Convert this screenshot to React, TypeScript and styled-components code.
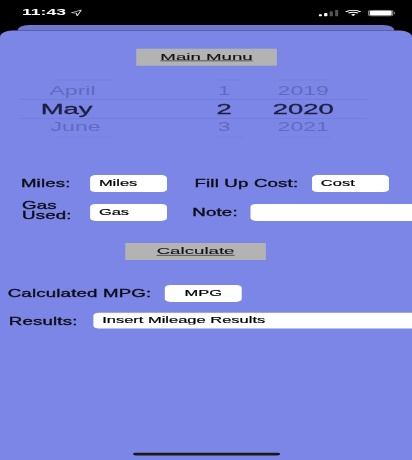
import React from "react";
import styled, { createGlobalStyle } from "styled-components";

// the source is a 375x812 phone capture squashed into 412x460
const GlobalStyle = createGlobalStyle`
  html, body {
    margin: 0;
    width: 412px;
    height: 460px;
    overflow: hidden;
    background: #000;
  }
`;

const Frame = styled.div`
  width: 412px;
  height: 460px;
  overflow: hidden;
`;

const Stage = styled.div`
  width: 375px;
  height: 812px;
  display: flex;
  flex-direction: column;
  background: #000;
  color: #000;
  font-family: "Liberation Sans", Arial, sans-serif;
  transform: scale(1.0987, 0.5665);
  transform-origin: 0 0;
  filter: blur(0.45px);
`;

const StatusBar = styled.div`
  height: 44px;
  flex: none;
  display: flex;
  align-items: center;
  padding: 0 15px 0 20px;
  color: #fff;
`;

const Time = styled.span`
  font-size: 16px;
  font-weight: 700;
  margin-top: -1px;
`;

const StatusIcons = styled.div`
  margin-left: auto;
  display: flex;
  align-items: center;
  gap: 6px;
  margin-top: 1px;
`;

const BackSheet = styled.div`
  height: 10px;
  flex: none;
  margin: 0 16px;
  background: #6e78ce;
  border-radius: 10px 10px 0 0;
`;

const Sheet = styled.main`
  flex: 1;
  position: relative;
  display: flex;
  flex-direction: column;
  padding-top: 32px;
  background: #7c86e6;
  border-radius: 11px 11px 0 0;
  overflow: hidden;
`;

const LinkButton = styled.button<{ $left: number; $top?: number }>`
  align-self: flex-start;
  width: 128px;
  height: 30px;
  margin: ${(p) => p.$top ?? 0}px 0 0 ${(p) => p.$left}px;
  padding: 0;
  border: 0;
  background: #b3b3b3;
  color: #111;
  font: inherit;
  font-size: 17px;
  text-decoration: underline;
  -webkit-text-stroke: 0.2px #111;
`;

const Picker = styled.div`
  width: 316px;
  margin: 21px 0 0 18px;
  display: flex;
  flex-direction: column;
`;

const PickerRow = styled.div<{ $height: number; $selected?: boolean; $indent: number; $opacity: number }>`
  height: ${(p) => p.$height}px;
  display: grid;
  grid-template-columns: 166px 40px 104px;
  align-items: center;
  font-size: ${(p) => (p.$selected ? 25 : 21)}px;
  line-height: ${(p) => p.$height}px;
  color: ${(p) => (p.$selected ? "#1d1f42" : `rgba(60, 66, 140, ${p.$opacity})`)};
  border-style: solid;
  border-color: #6f79d2;
  border-width: ${(p) => (p.$selected ? "1px 0" : "0")};
  -webkit-text-stroke: ${(p) => (p.$selected ? "0.5px" : "0")};

  & > span:first-child {
    padding-left: ${(p) => p.$indent}px;
  }
  & > span:not(:first-child) {
    text-align: center;
  }
`;

// barely visible edge of the wheel, the next rows rotated away
const WheelEdge = styled.div`
  height: 9px;
  display: grid;
  grid-template-columns: 32px 54px 94px 24px 32px 48px;
  align-items: center;
`;

const Smudge = styled.i<{ $show?: boolean }>`
  height: 3px;
  background: ${(p) => (p.$show ? "rgba(96, 104, 190, 0.1)" : "transparent")};
`;

const FormRow = styled.div<{ $top: number }>`
  display: flex;
  align-items: center;
  height: 30px;
  margin-top: ${(p) => p.$top}px;
`;

const Label = styled.label<{ $left: number; $width: number; $stacked?: boolean; $shift?: number }>`
  flex: none;
  margin-left: ${(p) => p.$left}px;
  width: ${(p) => p.$width}px;
  font-size: 17px;
  line-height: 16px;
  letter-spacing: 0.15px;
  color: #0d0d14;
  -webkit-text-stroke: 0.5px #0d0d14;
  transform: translateY(${(p) => p.$shift ?? 0}px) scaleY(1.1);
  white-space: ${(p) => (p.$stacked ? "normal" : "nowrap")};
`;

const Field = styled.input<{ $width: number; $height?: number; $center?: boolean }>`
  flex: none;
  box-sizing: border-box;
  width: ${(p) => p.$width}px;
  height: ${(p) => p.$height ?? 30}px;
  padding: 0 8px 3px;
  border: 0;
  border-radius: 5px;
  background: #fff;
  color: #000;
  font: inherit;
  font-size: 15px;
  -webkit-text-stroke: 0.3px #000;
  text-align: ${(p) => (p.$center ? "center" : "left")};
  outline: none;
`;

const HomeIndicator = styled.div`
  position: absolute;
  left: 121px;
  bottom: 8px;
  width: 134px;
  height: 5px;
  border-radius: 3px;
  background: #1a1a1a;
`;

const pickerRows = [
  { month: "April", day: "1", year: "2019", height: 29, indent: 27, opacity: 0.42 },
  { month: "May", day: "2", year: "2020", height: 33, indent: 19, opacity: 1, selected: true },
  { month: "June", day: "3", year: "2021", height: 28, indent: 28, opacity: 0.42 },
];

const LocationArrow = () => (
  <svg width="11" height="13" viewBox="0 0 11 13" style={{ marginLeft: 4 }}>
    <path d="M10 1.5 1 6.6l4.4.6.9 4.8z" fill="none" stroke="#ddd" strokeWidth="1" strokeLinejoin="round" />
  </svg>
);

const Signal = () => (
  <svg width="18" height="12" viewBox="0 0 18 12">
    <rect x="0" y="8" width="3" height="4" rx="1" fill="#fff" />
    <rect x="5" y="6" width="3" height="6" rx="1" fill="#fff" />
    <rect x="10" y="3" width="3" height="9" rx="1" fill="#555" />
    <rect x="15" y="0" width="3" height="12" rx="1" fill="#555" />
  </svg>
);

const Wifi = () => (
  <svg width="15" height="12" viewBox="0 0 15 12">
    <path d="M.8 3.8a9.6 9.6 0 0 1 13.4 0" fill="none" stroke="#fff" strokeWidth="1.8" />
    <path d="M3.1 6.3a6.3 6.3 0 0 1 8.8 0" fill="none" stroke="#fff" strokeWidth="1.8" />
    <path d="M5.4 8.7a3 3 0 0 1 4.2 0L7.5 11.2z" fill="#fff" />
  </svg>
);

const Battery = () => (
  <svg width="25" height="12" viewBox="0 0 25 12">
    <rect x=".5" y=".5" width="22" height="11" rx="3" fill="none" stroke="#999" />
    <rect x="1.5" y="1.5" width="20" height="9" rx="2" fill="#fff" />
    <path d="M23.6 4v4c.8-.3 1.4-1.1 1.4-2s-.6-1.7-1.4-2z" fill="#888" />
  </svg>
);

const Edge = () => (
  <WheelEdge>
    <Smudge />
    <Smudge $show />
    <Smudge />
    <Smudge $show />
    <Smudge />
    <Smudge $show />
  </WheelEdge>
);

export default function App() {
  return (
    <Frame>
      <GlobalStyle />
      <Stage>
        <StatusBar>
          <Time>11:43</Time>
          <LocationArrow />
          <StatusIcons>
            <Signal />
            <Wifi />
            <Battery />
          </StatusIcons>
        </StatusBar>
        <BackSheet />
        <Sheet>
          <LinkButton $left={124}>Main Munu</LinkButton>
          <Picker>
            <Edge />
            {pickerRows.map((row) => (
              <PickerRow
                key={row.month}
                $height={row.height}
                $indent={row.indent}
                $opacity={row.opacity}
                $selected={row.selected}
              >
                <span>{row.month}</span>
                <span>{row.day}</span>
                <span>{row.year}</span>
              </PickerRow>
            ))}
            <Edge />
          </Picker>

          <FormRow $top={62}>
            <Label $left={19} $width={63}>Miles:</Label>
            <Field $width={70} readOnly value="Miles" />
            <Label $left={25} $width={107}>Fill Up Cost:</Label>
            <Field $width={70} readOnly value="Cost" />
          </FormRow>
          <FormRow $top={21}>
            <Label $left={20} $width={62} $stacked $shift={-2}>Gas Used:</Label>
            <Field $width={70} readOnly value="Gas" />
            <Label $left={23} $width={53}>Note:</Label>
            <Field $width={180} readOnly value="" />
          </FormRow>

          <LinkButton $left={114} $top={39}>Calculate</LinkButton>

          <FormRow $top={44}>
            <Label $left={7} $width={143}>Calculated MPG:</Label>
            <Field $width={70} $center readOnly value="MPG" />
          </FormRow>
          <FormRow $top={18}>
            <Label $left={8} $width={77} $shift={2}>Results:</Label>
            <Field $width={300} $height={28} readOnly value="Insert Mileage Results" />
          </FormRow>

          <HomeIndicator />
        </Sheet>
      </Stage>
    </Frame>
  );
}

::::::::

TO DO: Pull out all lines from the listing that contain the string "components".

SOLUTION FOR THIS TASK:
Convert this screenshot to React, TypeScript and styled-components code.
import styled, { createGlobalStyle } from "styled-components";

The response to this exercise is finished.